Musharraf's lawyers call for suspension of trial

Lawyers for former Pakistan president Pervez Musharraf called on Friday for his treason trial to be suspended because they claim the government is colluding with elements of the judiciary to "fix and manipulate" the proceedings.

The legal team said it based its claim on "leaked secret communication" from an unnamed source in the office of Prime Minister Nawaz Sharif.

In a statement issued in London, the former military ruler's lawyers called for an "immediate and unconditional suspension of the Special Court and a comprehensive investigation" into their claims.

They also urged King Abdullah of Saudi Arabia to intervene and support Musharraf in return for the former president's role in developing "brotherly relations" between their countries.

Musharraf, 70, is the first former military ruler in Pakistan's history to face trial for treason and the case is viewed as a test of civilian authority over the powerful military.

He appeared in court on February 18, but since then has missed repeated hearings due to bomb scares and heart problems.

The special tribunal hearing the case last week ordered Musharraf to appear in person on March 31 or face arrest.

His lawyers said Sharif has "manipulated the Pakistani legal process and used unlawful influence on the... judiciary to bring a barrage of unsubstantiated charges" against Musharraf, his long-time political rival.

They gave no specific details of their new claims, but said they had submitted them to the office of UN human rights chief Navi Pillay.

Musharraf's lawyers have already written to the UN urging it to intervene to stop what they call a "show trial", claiming Sharif has handpicked the three judges hearing the case.

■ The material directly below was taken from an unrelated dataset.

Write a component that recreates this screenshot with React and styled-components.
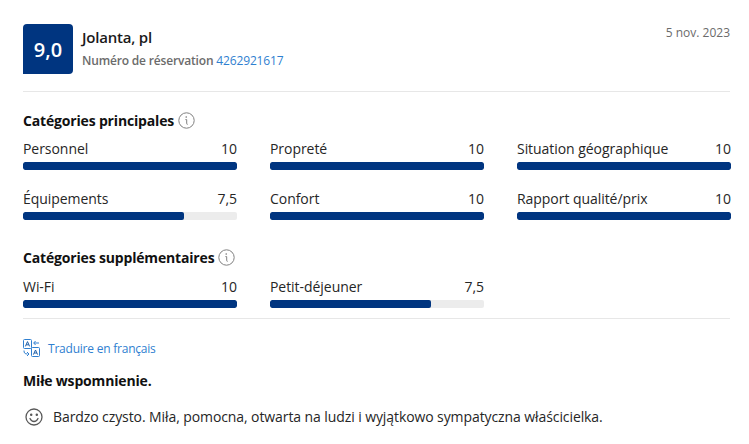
import React from 'react';
import styled, { createGlobalStyle } from 'styled-components';

const GlobalStyle = createGlobalStyle`
  html, body { margin: 0; padding: 0; background: #fff; }
  body { font-family: "Open Sans", "Noto Sans", "Liberation Sans", sans-serif; color: #1a1a1a; }
`;

const Page = styled.div`
  width: 749px;
  height: 444px;
  box-sizing: border-box;
  padding: 24px 19px 0 23px;
  overflow: hidden;
`;

const Header = styled.header`
  display: flex;
  justify-content: space-between;
  align-items: flex-start;
  height: 67px;
  border-bottom: 1px solid #e7e7e7;
`;

const Guest = styled.div`
  display: flex;
  gap: 9px;
`;

const Score = styled.div`
  width: 50px;
  height: 50px;
  display: flex;
  align-items: center;
  justify-content: center;
  background: #003580;
  border-radius: 4px 4px 4px 0;
  color: #fff;
  font-size: 20px;
  font-weight: 600;
`;

const GuestText = styled.div`
  display: flex;
  flex-direction: column;
  gap: 6px;
  padding-top: 4px;
`;

const Name = styled.div`
  font-size: 15px;
  line-height: 19px;
  font-weight: 600;
  letter-spacing: -0.2px;
`;

const Booking = styled.div`
  font-size: 12px;
  line-height: 16px;
  font-weight: 600;
  color: #6b6b6b;
  letter-spacing: -0.17px;
`;

const BookingLink = styled.span`
  color: #2f7fd0;
  font-weight: 400;
  letter-spacing: -0.15px;
`;

const DateText = styled.div`
  font-size: 12px;
  line-height: 18px;
  color: #6b6b6b;
`;

const Section = styled.section`
  padding-top: ${(p) => p.$top}px;
`;

const Heading = styled.h3`
  display: flex;
  align-items: center;
  gap: 4px;
  margin: 0 0 ${(p) => p.$bottom}px;
  height: 20px;
  font-size: 14px;
  font-weight: 700;
  color: #111;
  letter-spacing: -0.17px;
`;

const Grid = styled.div`
  display: grid;
  grid-template-columns: repeat(3, 214px);
  column-gap: 33px;
  row-gap: 19px;
`;

const RowLabel = styled.div`
  display: flex;
  justify-content: space-between;
  font-size: 14px;
  line-height: 20px;
  margin-bottom: 3px;
  color: #262626;
  letter-spacing: -0.05px;
`;

const Track = styled.div`
  height: 8px;
  border-radius: 2px;
  background: #ececec;
  overflow: hidden;
`;

const Fill = styled.div`
  height: 100%;
  background: #003580;
  border-radius: 2px;
`;

const Divider = styled.hr`
  margin: 10px 0 0;
  border: 0;
  border-top: 1px solid #e7e7e7;
`;

const Translate = styled.div`
  display: flex;
  align-items: center;
  gap: 8px;
  margin-top: 20px;
  height: 18px;
  font-size: 12px;
  color: #2f7fd0;
  letter-spacing: -0.22px;
`;

const Title = styled.div`
  margin-top: 14px;
  font-size: 14px;
  line-height: 20px;
  font-weight: 700;
  color: #111;
  letter-spacing: -0.17px;
`;

const Comment = styled.div`
  display: flex;
  align-items: center;
  gap: 10px;
  margin-top: 16px;
  margin-left: 2px;
  font-size: 14px;
  line-height: 20px;
  color: #262626;
  letter-spacing: -0.09px;
`;

const InfoIcon = () => (
  <svg width="17" height="17" viewBox="0 0 17 17" fill="none" stroke="#808080">
    <circle cx="8.5" cy="8.5" r="7.7" strokeWidth="1" />
    <path d="M7.4 7.6h1.3v4c0 .6.3.8.9.7" strokeWidth="1" />
    <circle cx="8.2" cy="5" r=".5" fill="#808080" strokeWidth=".6" />
  </svg>
);

const TranslateIcon = () => (
  <svg width="17" height="18" viewBox="0 0 17 18" fill="none" stroke="#2f7fd0" strokeWidth="1">
    <rect x="0.5" y="0.5" width="8" height="9" rx="1" />
    <path d="M2.4 7.4 4.5 2.6l2.1 4.8M3.2 5.8h2.6" stroke="#1f5fa8" />
    <rect x="8.5" y="8.5" width="8" height="9" rx="1" />
    <path d="M10.4 15.6 12.5 11l2.1 4.6M11.2 14h2.6" stroke="#1f5fa8" />
    <path d="M11 4h5M12.6 2 10.6 4l2 2M1 11.5c0 2.5.8 3.5 3.5 3.5M4 13l2 2-2 2" />
  </svg>
);

const SmileIcon = () => (
  <svg width="18" height="18" viewBox="0 0 18 18" fill="none" stroke="#595959" strokeWidth="1.3">
    <circle cx="9" cy="9" r="8" />
    <path d="M5 10.5c1 2.2 2.4 3 4 3s3-.8 4-3" strokeLinecap="round" />
    <circle cx="6.2" cy="6.8" r=".6" fill="#595959" />
    <circle cx="11.8" cy="6.8" r=".6" fill="#595959" />
  </svg>
);

const ScoreRow = ({ label, value }) => (
  <div>
    <RowLabel>
      <span>{label}</span>
      <span>{value.toString().replace('.', ',')}</span>
    </RowLabel>
    <Track>
      <Fill style={{ width: `${value * 10}%` }} />
    </Track>
  </div>
);

const main = [
  ['Personnel', 10],
  ['Propreté', 10],
  ['Situation géographique', 10],
  ['Équipements', 7.5],
  ['Confort', 10],
  ['Rapport qualité/prix', 10],
];

const extra = [
  ['Wi-Fi', 10],
  ['Petit-déjeuner', 7.5],
];

export default function App() {
  return (
    <Page>
      <GlobalStyle />
      <Header>
        <Guest>
          <Score>9,0</Score>
          <GuestText>
            <Name>Jolanta, pl</Name>
            <Booking>
              Numéro de réservation <BookingLink>4262921617</BookingLink>
            </Booking>
          </GuestText>
        </Guest>
        <DateText>5 nov. 2023</DateText>
      </Header>

      <Section $top={18}>
        <Heading $bottom={9}>Catégories principales <InfoIcon /></Heading>
        <Grid>
          {main.map(([label, value]) => <ScoreRow key={label} label={label} value={value} />)}
        </Grid>
      </Section>

      <Section $top={27}>
        <Heading $bottom={10}>Catégories supplémentaires <InfoIcon /></Heading>
        <Grid>
          {extra.map(([label, value]) => <ScoreRow key={label} label={label} value={value} />)}
        </Grid>
      </Section>

      <Divider />
      <Translate><TranslateIcon /> Traduire en français</Translate>
      <Title>Miłe wspomnienie.</Title>
      <Comment>
        <SmileIcon />
        Bardzo czysto. Miła, pomocna, otwarta na ludzi i wyjątkowo sympatyczna właścicielka.
      </Comment>
    </Page>
  );
}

Toby Cadman, an international human rights lawyer on Musharraf's team, said: "There is an obvious conflict of interest between the judiciary in charge of the former president's trial and the issue at stake.

"The recent disclosure demonstrates the level of collusion between the executive and the courts."

The treason accusation relates to Musharraf's decision in 2007 to impose emergency rule shortly before the Supreme Court was due to decide on the legality of his re-election as president a month earlier, while he was still army chief.